Although counsel substitute in prison disciplinary hearings is not equivalent to the constitutional right to formal or retained counsel in non-institutional proceedings, Avant v. Clifford, 67 N.J. 496, 536-37 (1975), appointment of counsel substitute is among the procedural safeguards to which inmates are entitled when charged with asterisk offenses, as were the circumstances here. An inmate who receives assistance from a counsel substitute who is not "sufficiently competent" has been effectively denied the due process protections established by the applicable regulations. Id. at 529.
Counsel substitute expressed Lawson's remorse to the hearing officer. Lawson has not, in this appeal, advanced any defense to the charge or evidence of prejudice in the delay in receiving the charge. Consequently, even assuming counsel substitute's assistance fell below acceptable standards, Lawson has failed to establish that the outcome of the proceedings would have been different.
The scope of our review of administrative agency decisions is quite limited. We will reverse such a decision "only if it is arbitrary, capricious or unreasonable or is not supported by substantial credible evidence in the record as a whole." Henry v. Rahway State Prison, 81 N.J. 571, 579-80 (1980). We are not to substitute our judgment for that of the agency, Brady v. Dep't. of Pers., 149 N.J. 244, 264 (1997), nor substitute our fact-finding for that of the agency. Tlumac v.
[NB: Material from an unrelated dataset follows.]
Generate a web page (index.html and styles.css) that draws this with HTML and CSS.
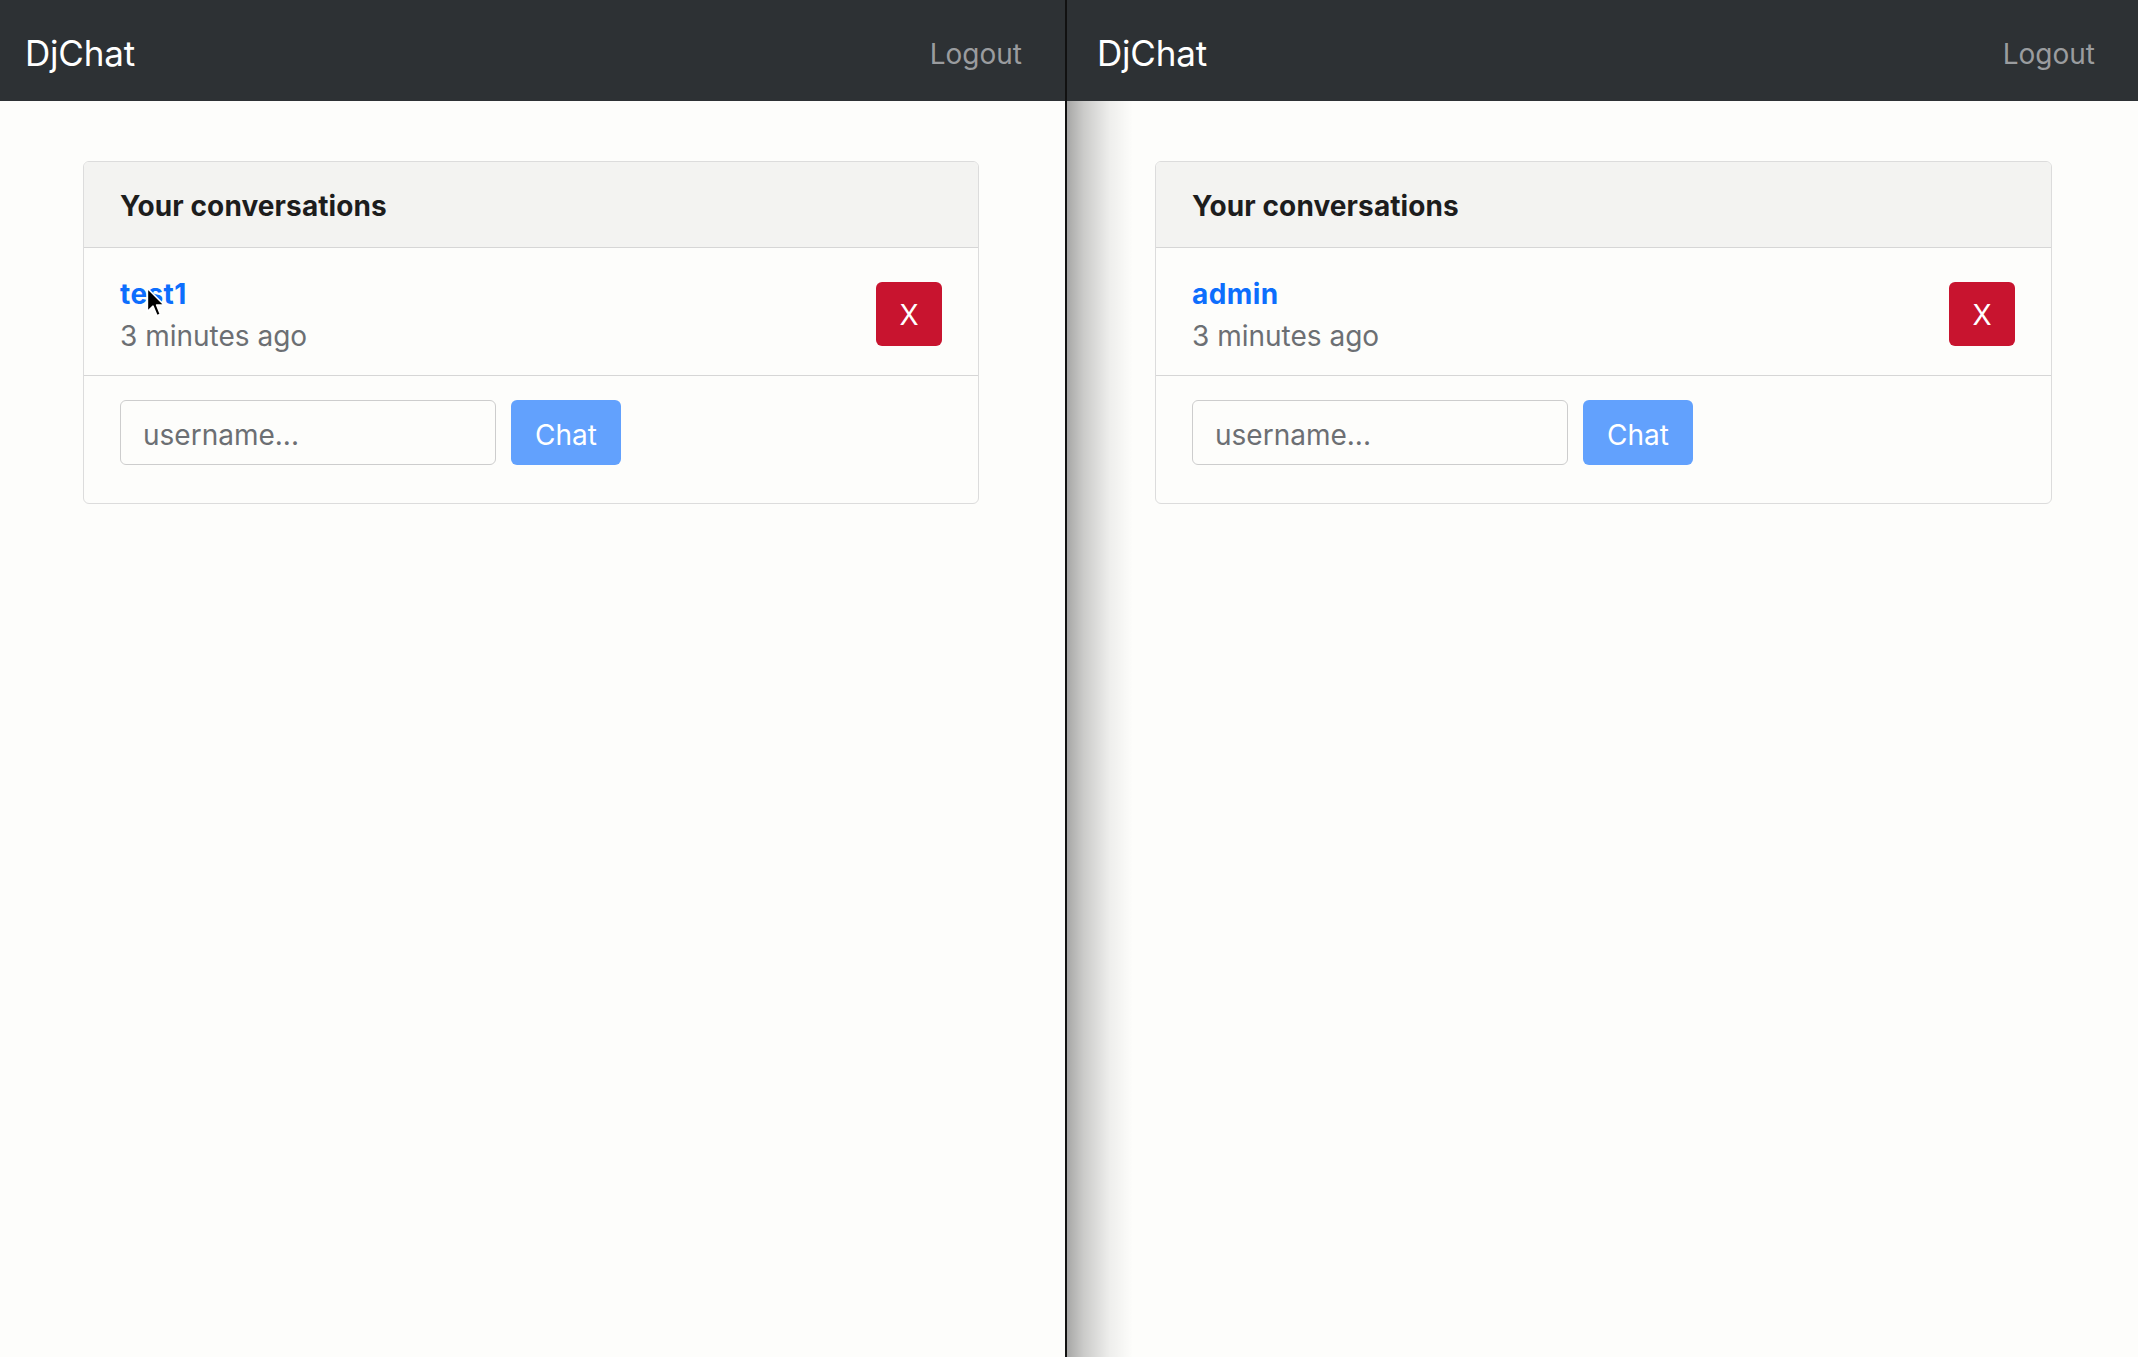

High Bridge Stone, 187 N.J. 567, 573 (2006). We "must defer to the agency decision if the findings of fact are supported by substantial credible evidence in the record and are not so wide of the mark as to be manifestly mistaken." Ibid. (citations omitted). Judged by these standards, we are satisfied there is substantial credible evidence in the record to support the agency decision and discern no basis for our intervention.
Affirmed.
I hereby certify that the foregoing is a true copy of the original on file in my office.